L’enseignement de la forme organique remplace ainsi la manière répréhensible dont on couvre d’ornements étrangers les formes habituelles des produits artisanaux et industriels.

Tout emprunt factice au style rococo ou renaissance ne correspond plus à la rigueur sévère de la technique et de l’économie modernes, a l’emploi judicieux du matériau, des moyens financiers, de la main-d’œuvre ou du temps. Ces formes, nobles en elles-mêmes, appliquées sans discernement tournent au discours sentimental. L’époque nouvelle exige son propre langage.

La forme exacte, dépouillée de tout superflu, le contraste et l’unité de la forme et de la couleur deviennent les principaux moyens d’expression de l’artiste moderne au service de la production (Werk-Künstler). Ils correspondent au dynamisme et au souci d’économie de la vie moderne.

Le professeur visera dès le début à doter les étudiants d’une claire conscience artistique, ce grain qui ne pourra que germer et mûrir en eux. Il faut qu’il les persuade que seule la capacité de donner une forme adéquate aux conditions de vie qui changent ou qui se renouvellent complètement permet de juger du travail d’un artiste… sans qu’il soit nécessaire de déprécier l’héritage artistique du passé par une arrogance injustifiée.

Une école dirigée de cette façon serait un véritable appui pour les métiers et l’industrie et enrichirait davantage l’art appliqué que ne le ferait la production de quelques pièces uniques et exemplaires — qui conserveraient évidemment toujours leur valeur.

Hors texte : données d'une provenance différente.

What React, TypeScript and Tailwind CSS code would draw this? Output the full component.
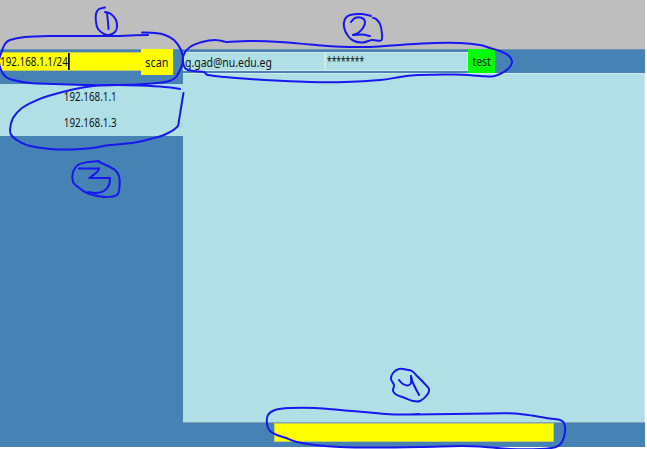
type Point = [number, number];

// Turns a list of pen positions into one smooth curve.
function smooth(points: Point[]): string {
  let d = `M${points[0][0]} ${points[0][1]}`;
  for (let i = 0; i < points.length - 1; i++) {
    const a = points[Math.max(i - 1, 0)];
    const b = points[i];
    const c = points[i + 1];
    const e = points[Math.min(i + 2, points.length - 1)];
    d += `C${b[0] + (c[0] - a[0]) / 6} ${b[1] + (c[1] - a[1]) / 6} ${c[0] - (e[0] - b[0]) / 6} ${c[1] - (e[1] - b[1]) / 6} ${c[0]} ${c[1]}`;
  }
  return d;
}

const strokes: Point[][] = [
  // 1
  [[105, 7.5], [99, 9], [96, 14], [96, 22], [98, 29], [104, 34], [109, 35], [115, 32], [117, 27], [116, 20], [111, 14], [105, 12]],
  [[107, 13], [108, 22], [108.5, 29]],
  [[148, 35], [130, 35.5], [108, 36], [80, 36], [50, 36], [25, 37], [10, 40], [5, 44], [2, 51], [-1, 60], [1, 70], [6, 77], [13, 80], [30, 83], [55, 84], [88, 85], [120, 85], [145, 84], [165, 82], [175, 78], [180, 70], [183, 60], [181, 50], [174, 40], [165, 35], [155, 33], [142, 32.5]],
  // 2
  [[371, 16], [362, 14], [350, 15], [345, 19], [344, 27], [348, 36], [354, 41], [363, 42.5], [372, 40], [381, 40.5], [382, 34], [380, 24], [376, 19], [373, 18]],
  [[351, 22], [355, 18], [362, 18], [365, 22], [363, 28], [358, 33], [353, 35], [362, 34.5], [370, 36]],
  [[226, 42], [215, 40], [202, 42], [190, 47], [184, 54], [183, 62], [186, 69], [194, 71], [204, 72], [208, 75], [225, 77], [250, 79], [275, 80.5], [310, 82], [345, 82], [380, 80], [400, 77], [418, 75], [455, 74.5], [480, 76], [492, 76.5], [500, 74], [508, 69], [512, 62], [509, 56], [500, 51], [490, 48], [480, 45], [460, 43], [435, 43], [405, 44.5], [370, 47], [335, 46.5], [310, 44.5], [280, 42], [250, 41], [226, 42]],
  // 3
  [[180, 89], [165, 87], [140, 85.5], [115, 85], [93, 86], [75, 89], [48, 96], [35, 101], [22, 108], [13, 118], [10, 130], [12, 136], [20, 142], [30, 146], [50, 149], [72, 149.5], [92, 148], [110, 145], [132, 143], [150, 139], [164, 135], [177, 127], [179, 120], [181, 108], [183.5, 93]],
  [[99, 161], [88, 162], [78, 165], [73, 172], [73, 182], [78, 187], [85, 192], [93, 195], [106, 197], [117, 195], [119.5, 187], [119, 176], [115, 170], [108, 166], [99, 162]],
  [[79, 168.5], [99, 168.5]],
  [[99, 168.5], [97, 172], [89.5, 178]],
  [[89.5, 178], [110, 178]],
  [[110, 178], [109, 185], [104, 191], [96, 193], [88, 192]],
  // 4
  [[406, 369.5], [399, 369], [393, 373], [391, 379], [394, 385], [393, 391], [397, 395], [405, 398], [413, 401], [420, 401], [427, 395], [429, 389], [424, 383], [418, 377], [412, 371], [406, 369.5]],
  [[399, 380], [403, 384], [408, 385.5], [411, 383], [411, 376]],
  [[411, 376], [413, 383], [419, 395]],
  [[419, 414], [395, 414.5], [375, 413], [345, 410.5], [315, 408], [290, 408], [275, 410], [268, 415], [267, 424], [270, 431], [277, 435], [286, 438], [297, 442], [315, 445], [340, 447], [375, 447.5], [420, 447], [460, 446], [480, 446.5], [510, 449], [540, 449], [556, 447], [562, 442], [565, 432], [564, 423], [560, 420], [550, 418.5], [535, 416], [515, 413.5], [490, 413.5], [414, 414.5]],
];

function Ink() {
  return (
    <svg className="pointer-events-none absolute left-0 top-0" width="647" height="449" viewBox="0 0 647 449" fill="none" stroke="#1717ee" strokeWidth="2" strokeLinecap="round" strokeLinejoin="round">
      {strokes.map((points, i) => <path key={i} d={smooth(points)} />)}
    </svg>
  );
}

export default function App() {
  return (
    <div className="relative h-[449px] w-[647px] overflow-hidden bg-white font-['Noto_Sans','Open_Sans',sans-serif] text-[12px] leading-[18px] text-[#101618]">
      <div className="flex h-[447px] w-[645px] flex-col bg-[#4682b4]">
        <header className="h-[49px] shrink-0 bg-[#bebebe]" />
        <div className="flex h-[398px] border-t border-[#6b93b3]">
          <aside className="w-[183px] shrink-0">
            <div className="flex h-[34px] items-start">
              <div className="mt-[2px] h-[19px] w-[141px] border-y border-[#c8cc54] bg-[#ffff00]">
                <span className="inline-block origin-left scale-x-[.82] border-r-2 border-black leading-[17px]">192.168.1.1/24</span>
              </div>
              <button className="-mt-px h-[26px] w-8 bg-[#ffff00] text-center leading-[27px]"><span className="inline-block scale-x-[.9]">scan</span></button>
            </div>
            <ul className="h-[52px] bg-[#b0e0e6] text-center">
              <li className="h-[26px] leading-[26px]"><span className="inline-block -translate-x-px scale-x-[.82]">192.168.1.1</span></li>
              <li className="h-[26px] leading-[26px]"><span className="inline-block -translate-x-px scale-x-[.82]">192.168.1.3</span></li>
            </ul>
          </aside>
          <main className="flex w-[462px] flex-col">
            <div className="flex h-[23px] items-start">
              <div className="mt-[2px] h-[19px] w-[142px] border border-[#d4e8eb] bg-[#b0e0e6] pl-px"><span className="inline-block origin-left scale-x-[.87] whitespace-nowrap leading-[19px]">g.gad@nu.edu.eg</span></div>
              <div className="mt-[2px] h-[19px] w-[143px] border border-[#d4e8eb] bg-[#b0e0e6] pl-px"><span className="inline-block origin-left scale-x-[.7] leading-[15px]">********</span></div>
              <button className="-mt-px h-6 w-[27px] bg-[#00ff00] text-center leading-[26px]"><span className="inline-block scale-x-[.87]">test</span></button>
            </div>
            <div className="h-[349px] border-r border-t border-[#d4e8eb] bg-[#b0e0e6]" />
            <div className="h-[25px] border-t border-[#7ea5b9] pl-[91px]">
              <div className="h-[19px] w-[280px] border border-[#c8cc54] bg-[#ffff00]" />
            </div>
          </main>
        </div>
      </div>
      <Ink />
    </div>
  );
}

En son sein, pourrait renaître une communauté de travail, heureuse, aussi exemplaire que celle des loges médiévales qui réunissaient les artistes de toute espèce : architectes, sculpteurs, artisans divers. Ils étaient habités d’une idée commune qu’ils respectaient et dont ils comprenaient le sens. De ce fait, leur contribution s’insérait modestement dans le travail commun.

La revitalisation de cette manière de travailler adaptée au monde actuel, renforcera son unité d’expression qui se transformera enfin en un style nouveau.

Walter Gropius

Architecte

Janvier 1916, au front

Extrait de : K-H. Hüter, Das Bauhaus in Weimar; Akademie-Verlag, Berlin, 1976.